Nous n'en dirons guère plus pour préserver le plaisir de la lecture (jusqu'à un final intense), si ce n'est que, sous la plume de la romancière canadienne Gil Adamson (North York, 1961), pas de poursuites endiablées ni de suspense à proprement parler. Les moteurs du Fils de la veuve sont à chercher ailleurs : dans une ample saga familiale, dans une Amérique atteinte par les échos de la guerre, dans la plénitude de ces vastes décors peu à peu touchés par la révolution industrielle et la percée de quelque confort moderne, dans une vie en symbiose avec une nature majestueuse, dans de loyales amitiés, dans le lien indestructible entre un père et son fils, dans le souvenir chéri d'une mère qui était parfois en relation avec des forces que d'aucuns disent surnaturelles.
Influences
Avec ce roman initiatique porté par une écriture auguste et maîtrisée célébrant la liberté comme l'aventure, Gil Adamson comble les amateurs de grands espaces et de westerns. "Sans influence, il n'y aurait pas de littérature ; les livres en engendrent d'autres", écrit-elle dans ses remerciements. Et de citer ses sources littéraires d'inspiration, notamment La nuit du chasseur de Davis Grubb, Les aventures d'Huckleberry Finn de Mark Twain, L'île au trésor de Robert Louis Stevenson, Mattie ou Cent dollars pour un shérif de Charles Portis et L'assassinat de Jesse James par le lâche Robert Ford de Ron Hansen. Avec sa propre sensibilité et un habile talent de conteuse, elle s'inscrit à son tour dans cette grande famille des auteurs qui ont célébré le grand Ouest et l'irrépressible besoin de liberté.
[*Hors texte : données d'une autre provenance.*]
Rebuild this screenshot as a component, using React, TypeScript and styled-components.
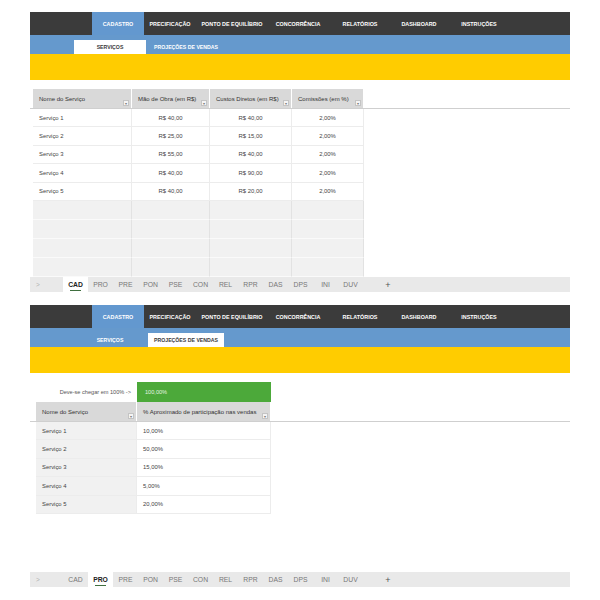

- ★ ★ ★ Gil Adamson | Le fils de la veuve | roman | traduit de l'anglais (Canada) par Lori Saint-Martin et Paul Gagné | Bourgois | 415 pp., 22,90 €, version numérique 15 €
EXTRAIT
"Jack regarda ce qui subsistait autour de lui. Sa table bien rangée, ses murs, son toit, ses livres sur l’étagère, sa carte sur le mur, son cheval, son fusil, sa fenêtre, ses bottes inconfortables, ses nombreuses couvertures superposées, son lit. Tout cela, cette grande solitude, constituait son héritage. Tout cela lui appartenait, à lui et à personne d’autre ; il n’y avait personne d’autre."